Would Vegas Make Odds on This?

I had surgery today.  That Picc Line that had dangled from my arm for the last month and infiltrated my formerly enjoyable Football Dreams is gone and a Port-a-cath in my chest has taken its place.  For the record I had the Picc Line taken out on Tuesday (which lead to the founding of Raft City) but I didn't want to mention it here for fear of jinxing the Port-a-cath procedure. 

I had been warned that if it turned out the glands in my chest were still too swollen for the Port then I would have to go back to the Picc.  A doubly whammy of sorts - unsuccessful surgery plus another insertion of the infernal Picc Line.  As every Police Officer that has ever warned me in the past knows, warnings mean nothing to me.  I figured pull it and be damned.  I got to live a solid 48 hours like a regular, properly hygienic, person and not a cat in fear of the water.  Now we're back to sutures and dressings and having to avoid getting wet - but only for a day or so and not a whole damn month.  Once the stitches heal I can shower and go swimming and chase tennis balls again.

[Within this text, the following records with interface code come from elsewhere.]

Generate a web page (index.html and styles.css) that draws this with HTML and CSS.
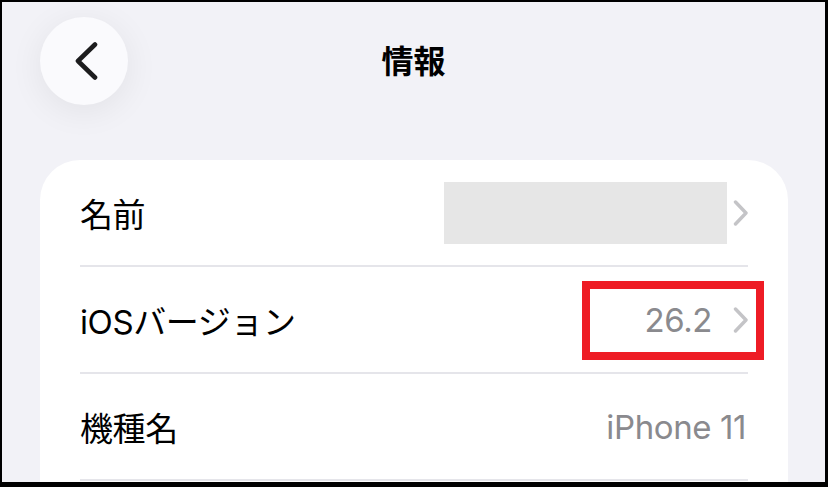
FILE: index.html
```html
<!DOCTYPE html>
<html lang="ja">
<head>
<meta charset="utf-8">
<title>情報</title>
<link rel="stylesheet" href="styles.css">
</head>
<body>
<div class="screen">
  <header class="nav">
    <button class="back" aria-label="戻る">
      <svg width="24" height="38" viewBox="0 0 24 38"><path d="M21 2.5 L4 19 L21 35.5" fill="none" stroke="#1c1c1e" stroke-width="4.6" stroke-linecap="round" stroke-linejoin="round"/></svg>
    </button>
    <h1 class="title">情報</h1>
    <div></div>
  </header>
  <section class="card">
    <div class="row">
      <span class="label">名前</span>
      <span class="value">
        <span class="blank"></span>
        <svg class="chev" width="16" height="26" viewBox="0 0 16 26"><path d="M2.5 2 L13 13 L2.5 24" fill="none" stroke="#c4c4c7" stroke-width="3.4" stroke-linecap="round" stroke-linejoin="round"/></svg>
      </span>
    </div>
    <div class="row">
      <span class="label">iOSバージョン</span>
      <span class="value">
        <span class="val">26.2</span>
        <svg class="chev" width="16" height="26" viewBox="0 0 16 26"><path d="M2.5 2 L13 13 L2.5 24" fill="none" stroke="#c4c4c7" stroke-width="3.4" stroke-linecap="round" stroke-linejoin="round"/></svg>
      </span>
      <span class="mark"></span>
    </div>
    <div class="row">
      <span class="label">機種名</span>
      <span class="value"><span class="val">iPhone 11</span></span>
    </div>
  </section>
</div>
</body>
</html>
```
FILE: styles.css
```css
html {
  background: #000;
}
body {
  margin: 0;
  font-family: Inter, "Noto Sans CJK JP", sans-serif;
}
.screen {
  margin: 2px 3px 0 2px;
  height: 480px;
  background: #f2f2f7;
  overflow: hidden;
}
.nav {
  display: grid;
  grid-template-columns: 1fr auto 1fr;
  align-items: center;
  padding: 15px 0 0 0;
  height: 88px;
}
.back {
  width: 88px;
  height: 88px;
  border-radius: 50%;
  border: none;
  padding: 0 0 0 4px;
  background: #fafafd;
  box-shadow: 0 6px 34px rgba(0, 0, 0, 0.07);
  display: flex;
  align-items: center;
  justify-content: center;
  margin-left: 38px;
  justify-self: start;
}
.title {
  margin: 0 0 4px 0;
  font-size: 32px;
  font-weight: 700;
  color: #000;
}
.card {
  margin: 55px 0 0 38px;
  width: 748px;
  background: #fff;
  border-radius: 40px;
  padding: 0 40px;
  box-sizing: border-box;
  height: 360px;
}
.row {
  position: relative;
  display: flex;
  align-items: center;
  justify-content: space-between;
  height: 105px;
  border-bottom: 2px solid #e5e5ea;
  font-size: 33px;
  letter-spacing: -0.4px;
}
.label {
  color: #000;
}
.value {
  display: flex;
  align-items: center;
  color: #8a8a8e;
}
.val {
  margin-right: 2px;
}
.blank {
  width: 283px;
  height: 62px;
  background: #e6e6e6;
  margin-right: 6px;
}
.val + .chev {
  margin-left: 19px;
  margin-right: -1px;
}
.blank + .chev {
  margin-right: -1px;
}
.mark {
  position: absolute;
  right: -16px;
  top: 14px;
  width: 182px;
  height: 79px;
  box-sizing: border-box;
  border: 8px solid #ee1c25;
}
```
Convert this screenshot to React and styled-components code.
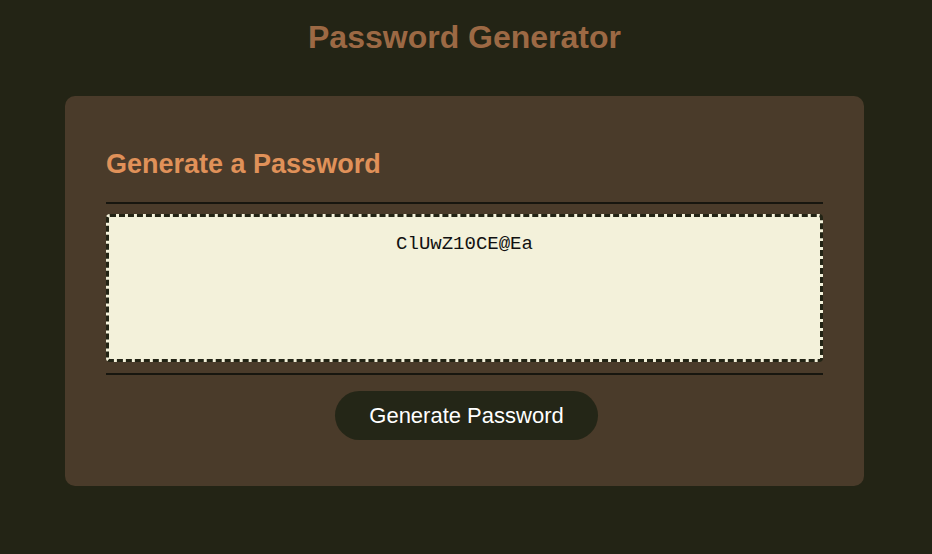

I realized something while laying on the gurney waiting to be wheeled into surgery - I am a bizarrely competitive person.  Once they had hooked me up to the EKG, the IV and all the rest I found myself laying there with nothing to do but stare at my monitors.  So I started competing with my body.  I began laying odds on myself, creating over/unders on my diastolic, systolic and beats per minute.  I got so competitive that I started cheering against my own heart as I somehow managed to bring my numbers down.  A nurse asked me if anything was wrong - I told her "Nothing's wrong, I'm winning."  She responded that she too thought Charlie Sheen was hysterical. 

That comment brought an end to my game.  Plus they pumped some kind of anesthesia into my veins and I began to get loopy.  Once I came to after surgery I tried to re-start the game with my body but I was too doped up to keep track of each previous set of numbers.  I do remember my lowest pre-surgery numbers.  112/62 and 68 bpm.  I thought that was pretty impressive considering the whole "white coat" symptom you're supposed to suffer from in those situations.  I challenge anyone to go have surgery (necessary or un-necessary, I don't care) and beat that.  Go on, I dare you.